Lending further support for your claim, have you seen Shay Cohen and Noah Smith’s work on the intractability of PCFG inference? Given the close connection between PCFG and LDA inference (LDA can be reduced to a PCFG) perhaps their result can be generalised to LDA? (Maybe they’ve already done it?)

February 21, 2013 at 3:16 pm |

No, I should ask Shay about it. He’s teaching a Bayesian NLP seminar this semester and the paper of yours and Sharon Goldwater’s on morphology is next on the reading list!

February 26, 2013 at 7:27 pm |

Is there any speed comparison between stochastic variational approximations and collapsed Gibbs Sampling (for LDA-ish models)? The papers I know about (http://arxiv.org/pdf/1206.7051v1.pdf and the one you linked) only look at stochastic variational vs batch variational; but from the Asuncion 2009ish paper I was under the impression CGS was a bit faster than batch variational, and I’d at least argue that’s due in part to its having a more online nature than batch variational.

March 1, 2013 at 12:06 am |

Another recent paper on method of moments type of methods,

with experiments, and I think is very cool, is “A Practical Algorithm for Topic Modeling with Provable Guarantees”

http://arxiv.org/pdf/1212.4777v1.pdf

November 24, 2017 at 11:14 am |

Bob, would you recommend against using the Variational Bayes option in Stan? If not, could you please help me understand why that’d be inferior to your recommendation?
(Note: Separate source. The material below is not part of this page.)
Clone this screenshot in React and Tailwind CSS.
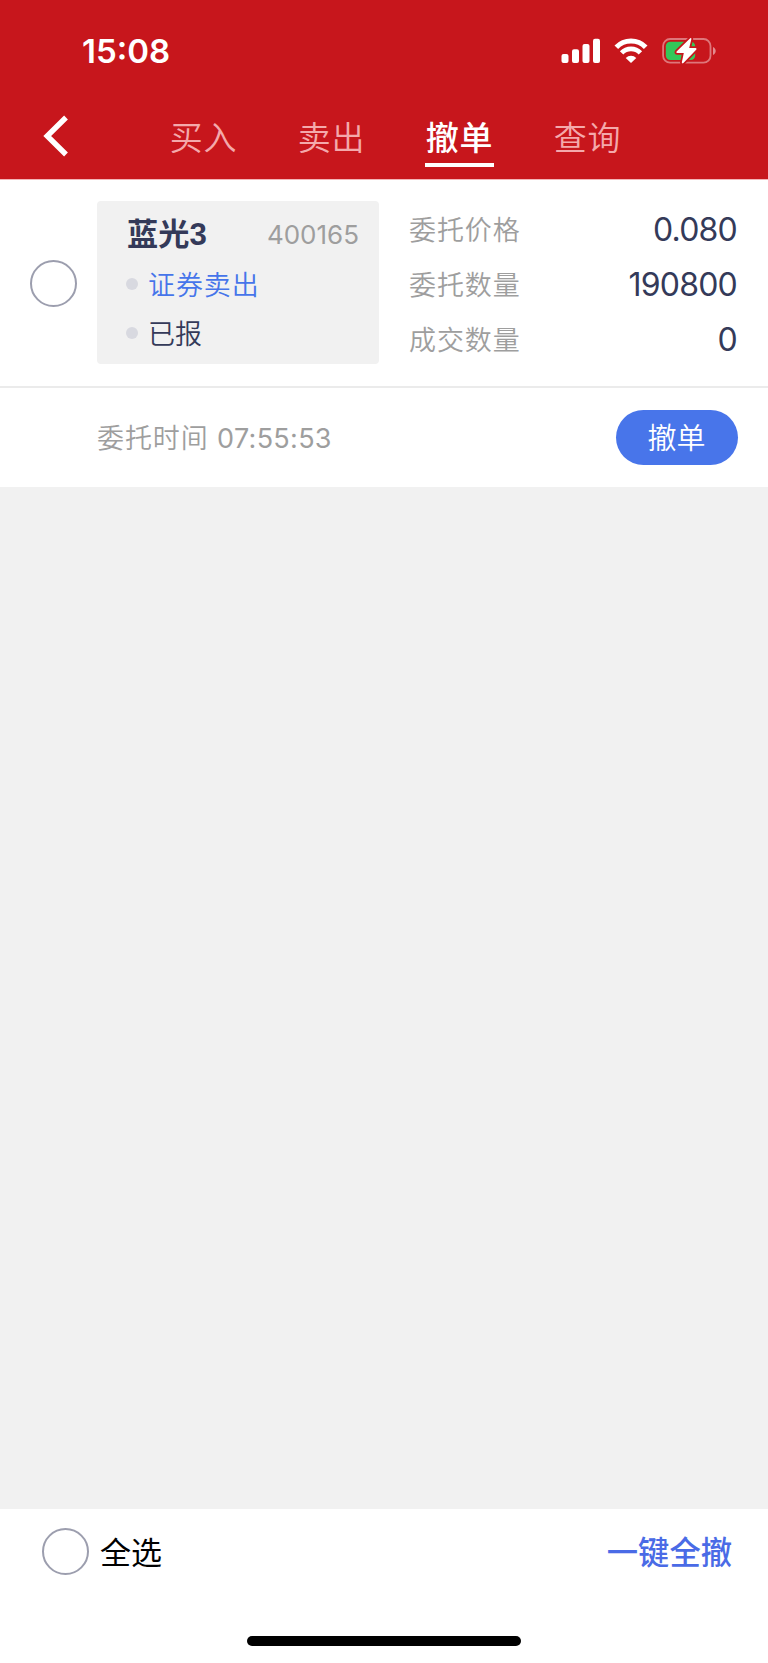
const tabs = [
  { id: 'buy', label: '买入' },
  { id: 'sell', label: '卖出' },
  { id: 'cancel', label: '撤单' },
  { id: 'query', label: '查询' },
]

const details = [
  { label: '委托价格', value: '0.080' },
  { label: '委托数量', value: '190800' },
  { label: '成交数量', value: '0' },
]

function SignalIcon() {
  return (
    <svg width="40" height="26" viewBox="0 0 40 26" fill="#fff">
      <rect x="0.5" y="16" width="7" height="9" rx="2" />
      <rect x="11" y="11.3" width="7" height="13.7" rx="2" />
      <rect x="21.5" y="6" width="7" height="19" rx="2" />
      <rect x="32" y="0.8" width="7" height="24.2" rx="2" />
    </svg>
  )
}

function WifiIcon() {
  return (
    <svg width="34" height="26" viewBox="0 0 34 26" fill="none">
      <path d="M2.3 9.3 A20.4 20.4 0 0 1 31.7 9.3" stroke="#fff" strokeWidth="5" />
      <path d="M7.6 14.8 A13 13 0 0 1 26.4 14.8" stroke="#fff" strokeWidth="4.8" />
      <path d="M17 25 L11.7 19.9 A7.8 7.8 0 0 1 22.3 19.9 Z" fill="#fff" />
    </svg>
  )
}

function BatteryIcon() {
  return (
    <svg width="55" height="30" viewBox="0 0 55 30" fill="none">
      <rect x="1.1" y="3" width="47.4" height="23.7" rx="7" stroke="#fff" strokeOpacity="0.42" strokeWidth="1.8" />
      <path d="M51 11 C54.6 12.4 54.6 17.6 51 19 Z" fill="#fff" fillOpacity="0.5" />
      <rect x="3.8" y="5.8" width="29.4" height="18.2" rx="4.4" fill="#34c759" />
      <path
        d="M28.2 2.2 L14.6 15.5 Q13.8 17 15.4 17 H21.8 L19.8 26.6 Q20.2 28 21.4 27 L34.4 13.6 Q35 12.2 33.6 12.1 H27.2 L29.4 3 Q29.4 1.6 28.2 2.2 Z"
        fill="#fff"
        stroke="#c7161c"
        strokeWidth="3.6"
        paintOrder="stroke"
      />
    </svg>
  )
}

function Radio() {
  return <span className="block size-[47px] rounded-full border-2 border-[#9c9eae] bg-white shrink-0" />
}

function StatusBar() {
  return (
    <div className="flex h-[95px] items-start justify-between pl-[82px] pr-[51px]">
      <span className="mt-[33px] text-[33px] leading-[36px] font-semibold text-white">15:08</span>
      <div className="mt-[36px] flex items-center">
        <SignalIcon />
        <span className="ml-[13px]"><WifiIcon /></span>
        <span className="ml-[14px]"><BatteryIcon /></span>
      </div>
    </div>
  )
}

function NavBar({ active }) {
  return (
    <div className="flex h-[84px]">
      <button className="ml-[43px] mt-[20px] h-[42px] w-[26px]">
        <svg width="26" height="42" viewBox="0 0 26 42" fill="none">
          <path d="M23 2.5 L4.2 21 L23 39.5" stroke="#fff" strokeWidth="5.4" />
        </svg>
      </button>
      <div className="ml-[100px] flex gap-[59px]">
        {tabs.map((tab) => (
          <button
            key={tab.id}
            className={`flex h-[72px] w-[69px] flex-col items-center pt-[21px] text-[33px] leading-[44px] tracking-[0.8px] ${
              tab.id === active
                ? 'border-b-4 border-white font-medium text-white'
                : 'font-[350] text-[#f4a9ab]'
            }`}
          >
            {tab.label}
          </button>
        ))}
      </div>
    </div>
  )
}

export default function App() {
  return (
    <div className="flex h-[1663px] w-[768px] flex-col overflow-hidden bg-[#f1f1f1] font-[Inter,'Noto_Sans_CJK_SC',sans-serif]">
      <header className="bg-[#c7161c]">
        <StatusBar />
        <NavBar active="cancel" />
      </header>

      <section className="h-[308px] border-t border-[#f3b5b7] bg-white">
        <div className="flex h-[208px] items-start border-b-2 border-[#ebebeb] pl-[30px] pr-[31px]">
          <div className="mt-[80px]"><Radio /></div>

          {/* Stock card */}
          <div className="ml-[20px] mt-[21px] h-[163px] w-[282px] rounded bg-[#f1f1f1] pl-[30px] pr-[20px] pt-[12px]">
            <div className="flex h-[44px] items-center justify-between">
              <span className="pt-px font-['Liberation_Sans','Noto_Sans_CJK_SC',sans-serif] text-[31.2px] font-bold text-[#343a59]">蓝光3</span>
              <span className="h-[44px] text-[26px] leading-[44px] text-[#9e9e9e]">400165</span>
            </div>
            <div className="-ml-px flex h-[54px] items-center gap-[10px]">
              <span className="size-3 rounded-full bg-[#d8d9e0]" />
              <span className="pt-[4px] text-[27px] font-[350] tracking-[0.9px] text-[#4675ea]">证券卖出</span>
            </div>
            <div className="-ml-px flex h-[44px] items-center gap-[10px]">
              <span className="size-3 rounded-full bg-[#d8d9e0]" />
              <span className="pt-[4px] text-[27px] font-[350] text-[#343a59]">已报</span>
            </div>
          </div>

          {/* Order details */}
          <div className="ml-[30px] mt-[21px] flex-1">
            {details.map((d) => (
              <div key={d.label} className="flex h-[55px] items-center justify-between">
                <span className="pt-[5px] text-[27px] font-[350] tracking-[0.9px] text-[#9e9e9e]">{d.label}</span>
                <span className="pt-[2px] text-[32px] tracking-[-0.8px] text-[#343a59]">{d.value}</span>
              </div>
            ))}
          </div>
        </div>

        <div className="flex h-[99px] items-center justify-between pl-[97px] pr-[30px]">
          <span className="pt-[3px] text-[27px] font-[350] tracking-[0.9px] text-[#9e9e9e]">
            委托时间 <span className="font-normal tracking-[0.3px]">07:55:53</span>
          </span>
          <button className="h-[55px] w-[122px] rounded-full bg-[#4875ea] pt-[3px] pr-[1px] text-[29px] font-[350] text-white">撤单</button>
        </div>
      </section>

      <main className="flex-1" />

      <footer className="flex h-[154px] flex-col items-center bg-white">
        <div className="flex h-[85px] w-full items-center justify-between pl-[42px] pr-[36px]">
          <label className="flex items-center gap-[11px] text-[31px] text-black">
            <Radio />
            <span className="pt-[4px]">全选</span>
          </label>
          <button className="pt-[4px] text-[31.3px] font-medium text-[#4a6be6]">一键全撤</button>
        </div>
        <div className="mt-[42px] h-[10px] w-[274px] rounded-full bg-black" />
      </footer>
    </div>
  )
}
November 24, 2017 at 1:17 pm |

Yes, the variational Bayes option in Stan uses a generic multivariate normal variational approximation. And it’s batch. I’d recommend Matt Hoffman’s highly scalable stochastic variational inference implementation in Vowpal Wabbit. It uses a custom variational approximation to LDA which should also be better than Stan’s generic multivariate normal approximation. LingPipe’s Monte Carlo implementation will be pretty fast, too. All of these methods will only find a single mode, so if you re-run with new random seeds, you’ll get different answers.